Exercise input |
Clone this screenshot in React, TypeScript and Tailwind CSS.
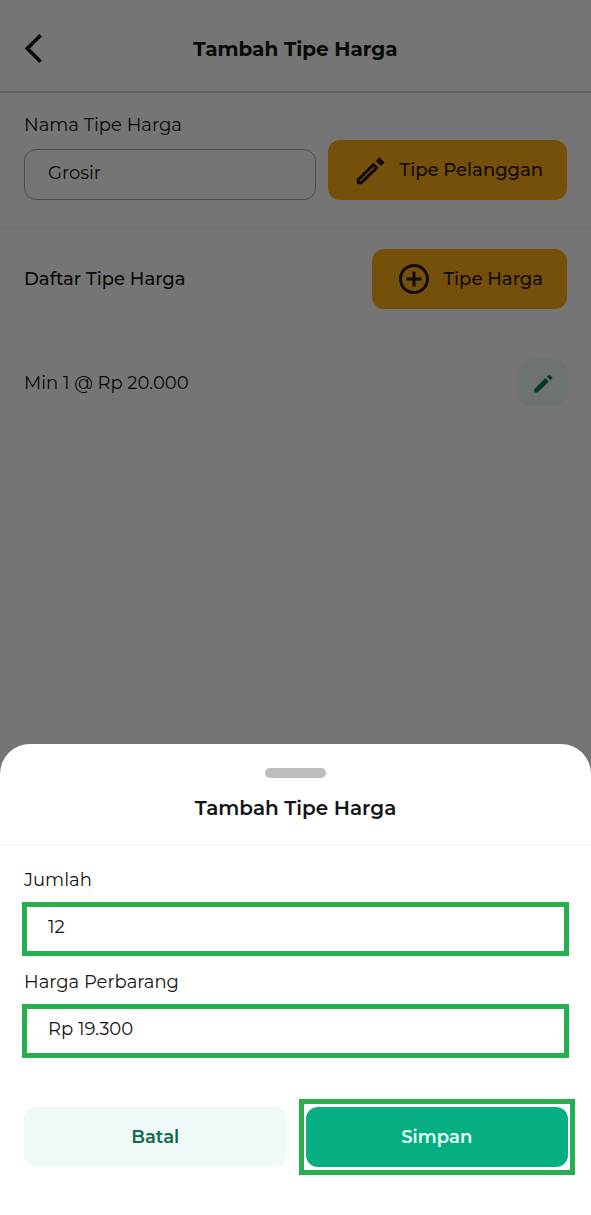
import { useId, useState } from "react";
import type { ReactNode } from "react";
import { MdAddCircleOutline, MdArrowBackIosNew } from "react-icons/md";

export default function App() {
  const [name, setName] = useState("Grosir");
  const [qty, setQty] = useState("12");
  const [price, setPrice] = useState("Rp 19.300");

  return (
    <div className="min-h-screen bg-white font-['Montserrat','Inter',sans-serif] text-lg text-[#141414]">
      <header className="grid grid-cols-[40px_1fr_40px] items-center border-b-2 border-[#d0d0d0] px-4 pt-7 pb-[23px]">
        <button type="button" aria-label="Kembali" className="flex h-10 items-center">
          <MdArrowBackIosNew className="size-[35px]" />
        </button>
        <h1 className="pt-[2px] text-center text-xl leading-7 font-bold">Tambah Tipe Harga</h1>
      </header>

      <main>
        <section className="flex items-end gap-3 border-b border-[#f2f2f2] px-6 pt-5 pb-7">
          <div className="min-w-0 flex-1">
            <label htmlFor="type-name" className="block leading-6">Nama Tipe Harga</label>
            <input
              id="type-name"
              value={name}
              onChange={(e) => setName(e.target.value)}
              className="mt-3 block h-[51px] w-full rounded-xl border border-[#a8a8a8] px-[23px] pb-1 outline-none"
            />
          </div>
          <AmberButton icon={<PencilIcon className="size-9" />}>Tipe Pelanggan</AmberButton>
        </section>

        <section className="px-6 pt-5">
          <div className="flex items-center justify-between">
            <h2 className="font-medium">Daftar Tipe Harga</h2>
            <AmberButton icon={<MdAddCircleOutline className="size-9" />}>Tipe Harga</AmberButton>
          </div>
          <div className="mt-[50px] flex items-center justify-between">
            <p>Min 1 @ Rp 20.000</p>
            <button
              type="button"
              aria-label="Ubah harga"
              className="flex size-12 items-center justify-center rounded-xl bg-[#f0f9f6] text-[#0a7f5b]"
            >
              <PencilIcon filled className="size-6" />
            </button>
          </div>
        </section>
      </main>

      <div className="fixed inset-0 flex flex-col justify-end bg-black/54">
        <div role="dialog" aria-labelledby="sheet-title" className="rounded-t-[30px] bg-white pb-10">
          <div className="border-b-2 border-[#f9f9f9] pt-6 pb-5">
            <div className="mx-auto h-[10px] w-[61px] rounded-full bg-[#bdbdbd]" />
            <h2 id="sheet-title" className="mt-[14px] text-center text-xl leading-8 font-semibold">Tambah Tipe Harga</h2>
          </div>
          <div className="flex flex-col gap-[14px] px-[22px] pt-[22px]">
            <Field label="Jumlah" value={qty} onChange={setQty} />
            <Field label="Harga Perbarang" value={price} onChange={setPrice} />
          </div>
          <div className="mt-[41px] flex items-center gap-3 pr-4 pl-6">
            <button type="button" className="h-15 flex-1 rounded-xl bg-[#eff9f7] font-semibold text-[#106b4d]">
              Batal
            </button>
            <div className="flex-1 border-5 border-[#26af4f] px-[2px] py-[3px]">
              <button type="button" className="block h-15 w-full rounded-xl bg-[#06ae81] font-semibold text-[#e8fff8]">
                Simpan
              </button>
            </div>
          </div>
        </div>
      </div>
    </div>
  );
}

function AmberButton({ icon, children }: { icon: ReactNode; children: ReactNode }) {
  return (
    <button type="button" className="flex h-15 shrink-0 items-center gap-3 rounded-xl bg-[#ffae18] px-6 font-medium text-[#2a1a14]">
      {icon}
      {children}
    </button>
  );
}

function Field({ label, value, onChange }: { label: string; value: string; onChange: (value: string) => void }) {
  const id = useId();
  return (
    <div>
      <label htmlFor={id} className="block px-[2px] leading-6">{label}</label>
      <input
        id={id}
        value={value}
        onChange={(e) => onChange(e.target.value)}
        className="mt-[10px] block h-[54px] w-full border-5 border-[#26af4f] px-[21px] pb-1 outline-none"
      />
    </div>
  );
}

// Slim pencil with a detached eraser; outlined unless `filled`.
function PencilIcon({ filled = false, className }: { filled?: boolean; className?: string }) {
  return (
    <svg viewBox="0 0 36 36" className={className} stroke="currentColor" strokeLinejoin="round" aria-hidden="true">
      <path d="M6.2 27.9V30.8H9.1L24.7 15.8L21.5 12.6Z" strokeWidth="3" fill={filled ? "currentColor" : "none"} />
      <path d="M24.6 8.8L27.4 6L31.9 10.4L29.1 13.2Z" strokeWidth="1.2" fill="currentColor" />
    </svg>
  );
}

---

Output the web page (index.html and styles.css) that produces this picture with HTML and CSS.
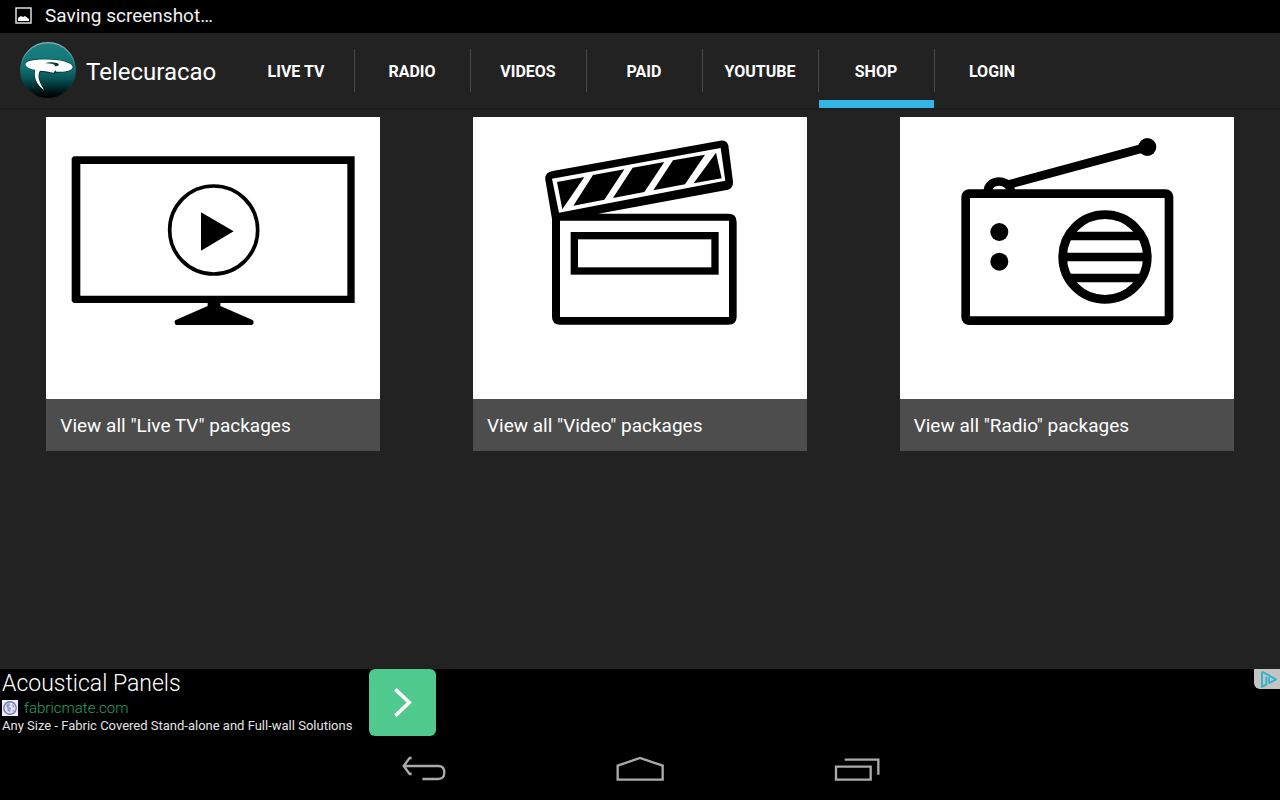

Directions |
Copy every line of the records above that holds the word "this".

Reply |
Clone this screenshot in React, TypeScript and Tailwind CSS.
Output the web page (index.html and styles.css) that produces this picture with HTML and CSS.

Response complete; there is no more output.